With this latest controversy, it would appear there are at least three major issues receiving considerable attention as the role of 501(c)(4) organizations in American politics continues to evolve:

  1. Should donations to entities be subject to public disclosure requirements when they engage in advocacy in relation to elections?
  2. Should standards for tax exempt status be clarified or revised with respect to the level of political activity that is permitted?
  3. What new safeguards are needed to ensure that IRS personnel do not bring politics into the administration of tax laws?

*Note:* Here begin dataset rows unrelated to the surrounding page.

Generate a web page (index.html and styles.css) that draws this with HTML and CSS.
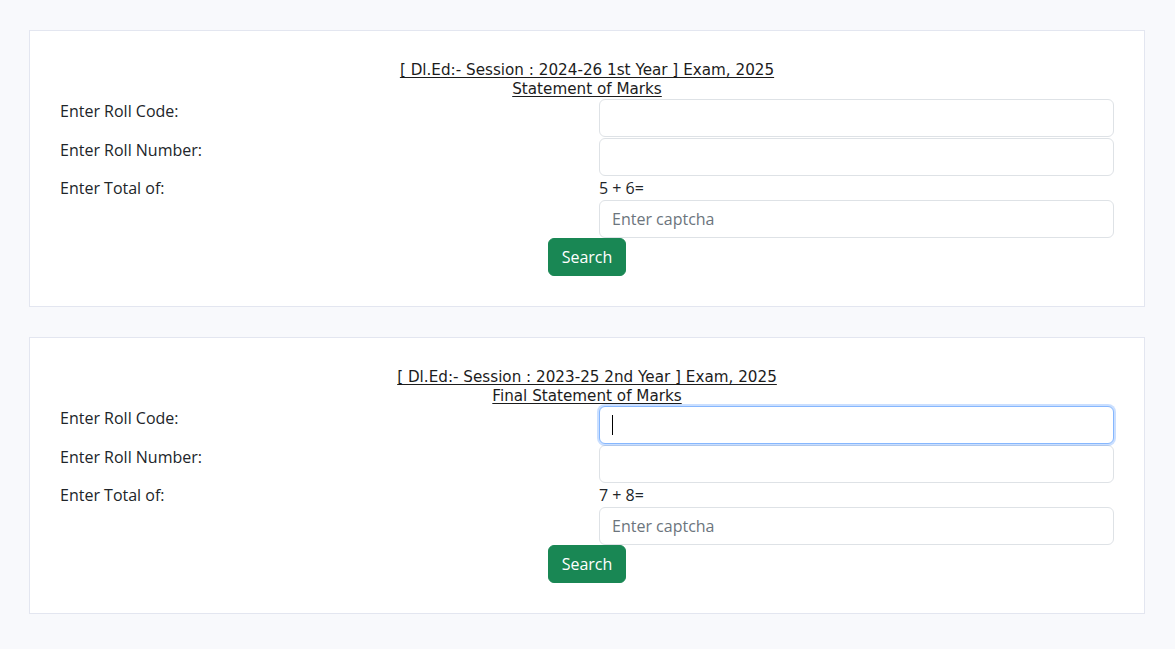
FILE: index.html
```html
<!DOCTYPE html>
<html lang="en">
<head>
<meta charset="utf-8">
<title>Statement of Marks</title>
<link rel="stylesheet" href="styles.css">
</head>
<body>
<main class="page">
  <section class="card">
    <h2 class="exam-title"><a href="#">[ Dl.Ed:- Session : 2024-26 1st Year ] Exam, 2025<br>Statement of Marks</a></h2>
    <form class="result-form">
      <div class="form-row">
        <label class="form-label">Enter Roll Code:</label>
        <div class="form-field"><input class="form-control" type="text"></div>
      </div>
      <div class="form-row">
        <label class="form-label">Enter Roll Number:</label>
        <div class="form-field"><input class="form-control" type="text"></div>
      </div>
      <div class="form-row">
        <label class="form-label">Enter Total of:</label>
        <div class="form-field">
          <div class="captcha-sum">5 + 6=</div>
          <input class="form-control" type="text" placeholder="Enter captcha">
        </div>
      </div>
      <div class="form-actions"><button class="btn-search" type="button">Search</button></div>
    </form>
  </section>

  <section class="card">
    <h2 class="exam-title"><a href="#">[ Dl.Ed:- Session : 2023-25 2nd Year ] Exam, 2025<br>Final Statement of Marks</a></h2>
    <form class="result-form">
      <div class="form-row">
        <label class="form-label">Enter Roll Code:</label>
        <div class="form-field">
          <div class="input-wrap">
            <input class="form-control is-focused" type="text">
            <span class="caret"></span>
          </div>
        </div>
      </div>
      <div class="form-row">
        <label class="form-label">Enter Roll Number:</label>
        <div class="form-field"><input class="form-control" type="text"></div>
      </div>
      <div class="form-row">
        <label class="form-label">Enter Total of:</label>
        <div class="form-field">
          <div class="captcha-sum">7 + 8=</div>
          <input class="form-control" type="text" placeholder="Enter captcha">
        </div>
      </div>
      <div class="form-actions"><button class="btn-search" type="button">Search</button></div>
    </form>
  </section>
</main>
</body>
</html>
```

FILE: styles.css
```css
* { box-sizing: border-box; }

html, body {
  margin: 0;
  background: #f8f9fc;
}

body {
  font-family: "Open Sans", "Noto Sans", sans-serif;
  font-size: 16px;
  line-height: 24px;
  color: #212529;
}

.page {
  padding: 30px 30px 30px 29px;
  display: flex;
  flex-direction: column;
  gap: 30px;
}

.card {
  background: #fff;
  border: 1px solid #e3e6f0;
  padding: 30px;
}

.exam-title {
  margin: 0;
  text-align: center;
  font-family: "DejaVu Sans", "Noto Sans", sans-serif;
  font-weight: 400;
  font-size: 15.2px;
  line-height: 19px;
}

.exam-title a {
  color: #1c1c1c;
  text-decoration: underline;
  text-underline-offset: 2px;
}

.form-row {
  display: grid;
  grid-template-columns: 1fr 1fr;
  column-gap: 24px;
}

.form-row:first-child {
  margin-bottom: 1px;
}

.form-label {
  display: block;
}

.form-field {
  display: flex;
  flex-direction: column;
}

.captcha-sum {
  line-height: 24px;
}

.input-wrap {
  position: relative;
}

.form-control {
  display: block;
  width: 100%;
  height: 38px;
  padding: 6px 12px;
  font-family: inherit;
  font-size: 16px;
  color: #212529;
  background: #fff;
  border: 1px solid #dee2e6;
  border-radius: 6px;
  outline: none;
}

.form-control::placeholder {
  color: #6c757d;
}

.form-control.is-focused {
  border-color: #86b7fe;
  box-shadow: 0 0 0 2px rgba(13, 110, 253, 0.22);
}

.caret {
  position: absolute;
  left: 13px;
  top: 9px;
  width: 1px;
  height: 20px;
  background: #000;
}

.form-actions {
  text-align: center;
}

.btn-search {
  height: 38px;
  padding: 0 12.5px;
  font-family: inherit;
  font-size: 16px;
  color: #fff;
  background: #198754;
  border: 1px solid #198754;
  border-radius: 6px;
}
```
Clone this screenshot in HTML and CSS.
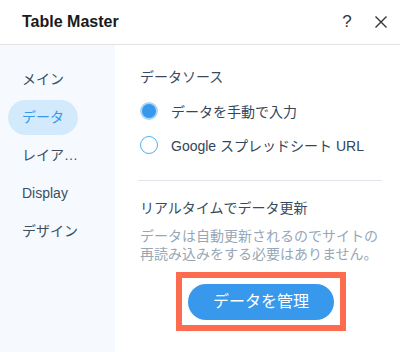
FILE: index.html
```html
<!DOCTYPE html>
<html lang="ja">

<head>
    <meta charset="UTF-8">
    <meta name="viewport" content="width=device-width, initial-scale=1.0">
    <title>Table Master</title>
    <link rel="stylesheet" href="styles.css">
</head>

<body>
    <div class="panel">
        <div class="header">
            <span class="title">Table Master</span>
            <span class="help">?</span>
            <span class="close">
                <svg width="14" height="14" viewBox="0 0 14 14">
                    <path d="M1.5 1.5 L12.5 12.5 M12.5 1.5 L1.5 12.5" stroke="#333" stroke-width="1.4" fill="none" />
                </svg>
            </span>
        </div>
        <div class="body">
            <div class="side">
                <div class="side-item">メイン</div>
                <div class="side-item active">データ</div>
                <div class="side-item">レイア…</div>
                <div class="side-item">Display</div>
                <div class="side-item">デザイン</div>
            </div>
            <div class="content">
                <div class="label">データソース</div>
                <div class="radios">
                    <div class="radio-row">
                        <span class="radio checked"></span>
                        <span>データを手動で入力</span>
                    </div>
                    <div class="radio-row">
                        <span class="radio"></span>
                        <span>Google スプレッドシート URL</span>
                    </div>
                </div>
                <div class="divider"></div>
                <div class="label">リアルタイムでデータ更新</div>
                <p class="desc">データは自動更新されるのでサイトの再読み込みをする必要はありません。</p>
                <div class="btn-wrap">
                    <div class="frame">
                        <button class="btn">データを管理</button>
                    </div>
                </div>
            </div>
        </div>
    </div>
</body>

</html>
```

FILE: styles.css
```css
* {
    box-sizing: border-box;
    margin: 0;
}

body {
    font-family: 'Liberation Sans', 'Noto Sans CJK JP', sans-serif;
    background-color: #fff;
}

.panel {
    width: 400px;
    height: 352px;
    display: flex;
    flex-direction: column;
}

.header {
    height: 45px;
    border-bottom: 1px solid #e3e3e3;
    display: flex;
    align-items: center;
    padding: 0 12px 0 22px;
}

.title {
    font-size: 16px;
    font-weight: bold;
    color: #1a1a1a;
    flex: 1;
    line-height: 20px;
}

.help {
    font-size: 17px;
    color: #333;
    width: 16px;
    text-align: center;
    margin-right: 19px;
    line-height: 20px;
}

.close {
    width: 14px;
    height: 14px;
    display: flex;
}

.body {
    flex: 1;
    display: flex;
}

.side {
    width: 115px;
    background-color: #f6faff;
    padding: 17px 0 0 8px;
    display: flex;
    flex-direction: column;
    gap: 3px;
}

.side-item {
    width: 70px;
    height: 35px;
    line-height: 35px;
    padding-left: 14px;
    font-size: 14px;
    color: #3b4e5f;
    white-space: nowrap;
    border-radius: 18px;
}

.side-item.active {
    background-color: #d3eafc;
    color: #3899ec;
}

.content {
    flex: 1;
    padding: 22px 18px 0 25px;
}

.label {
    font-size: 14px;
    line-height: 20px;
    color: #3b4a5a;
}

.radios {
    margin-top: 12px;
    display: flex;
    flex-direction: column;
    gap: 10px;
}

.radio-row {
    height: 24px;
    display: flex;
    align-items: center;
    gap: 13px;
    font-size: 14px;
    color: #32465a;
}

.radio {
    width: 18px;
    height: 18px;
    border-radius: 50%;
    border: 1px solid #4eb1f2;
    background-color: #fff;
    flex-shrink: 0;
}

.radio.checked {
    background-color: #3899ec;
    border: 2px solid #a8d4f8;
    box-shadow: inset 0 0 0 1px #3899ec;
}

.divider {
    height: 1px;
    background-color: #dfe5eb;
    margin: 23px 0 17px -2px;
}

.desc {
    margin-top: 9px;
    font-size: 14px;
    line-height: 18px;
    color: #97a7b6;
}

.btn-wrap {
    margin-top: 9px;
    display: flex;
    justify-content: center;
}

.frame {
    border: 6px solid #fd6c4f;
    padding: 6px 6px 5px 6px;
}

.btn {
    display: block;
    width: 146px;
    height: 36px;
    border: none;
    border-radius: 18px;
    background-color: #3899ec;
    color: #fff;
    font-family: 'Liberation Sans', 'Noto Sans CJK JP', sans-serif;
    font-size: 16px;
    line-height: 36px;
    padding: 0;
}
```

New Jersey Statewide Pay to Play Reform to be Introduced in the Senate Today

This afternoon, Senate Democrats plan to introduce legislation aimed to overhaul “loopholes” in New Jersey’s current pay-to-play laws.  One of the goals of this legislation is to direct local governments to follow the same rules that currently apply to State government contractors.  If municipal and county governments are required to follow restrictions similar to those in place at the State Executive Branch level of government, the “fair and open process” exception to the local contracting process may become obsolete.  Another goal set by the proposed legislation is to broaden political contribution disclosure requirements for public government contractors and to require political candidates and non-profit advocacy groups to disclose all donors (regardless of the amount of their contribution or donation).  Another significant potential change is that the broadened disclosure brings non-profit advocacy groups into the ambit of New Jersey’s pay-to-play regime.  If this bill moves forward, it will likely present the most significant changes to New Jersey’s pay-to-play laws since their inception in 2004.